Il est en train de donner une leçon à tous les mécréants qui ont torturé et tué des musulmans à travers le monde. Cheikh Oussama Ben Laden essaie de réhabiliter l’islam et de redonner leur dignité aux musulmans.
• MHI : Mais on le présente comme un dangereux, un terroriste qui menace la paix et la stabilité du monde et qui tue des innocents ?
• Cheikh Abou Hafs : Cheikh Oussama Ben Laden n’est pas un terroriste. Tuer un mécréant n’est pas un crime.

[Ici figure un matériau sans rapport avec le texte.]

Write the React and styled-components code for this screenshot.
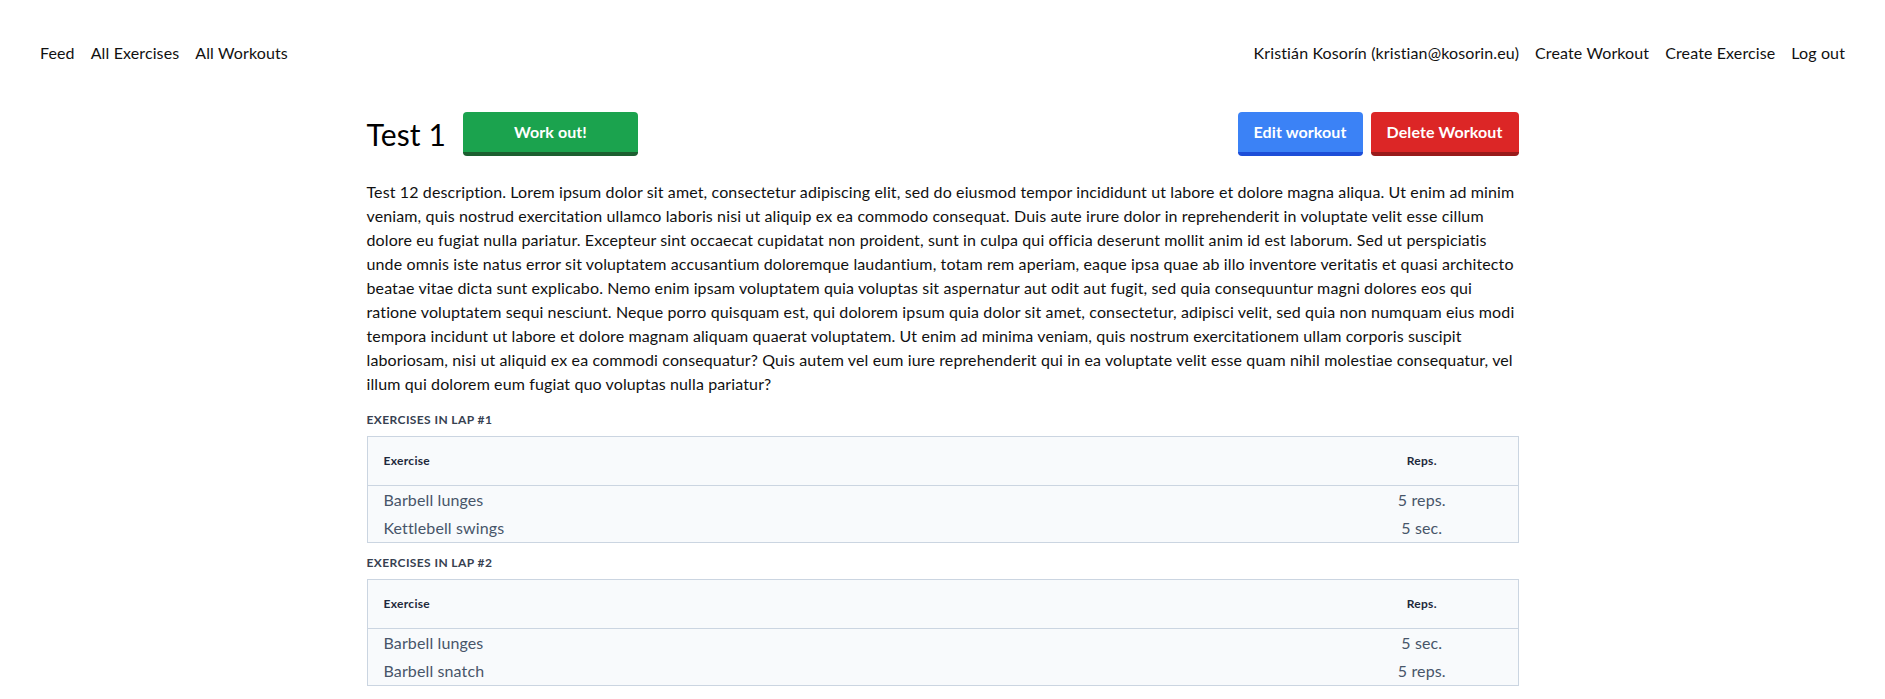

C’est du djihad ! Cheikh Oussama Ben Laden est un symbole. C’est un grand moujahid de l’Islam. Et contrairement à ce que répètent de faux islamologues et des islamophobes, il n’y a pas de recul de l’islamisme. L’islamisme n’a absolument pas reculé dans le monde musulman, à cause Cheikh Oussama Ben Laden, au contraire, l’Islam avance.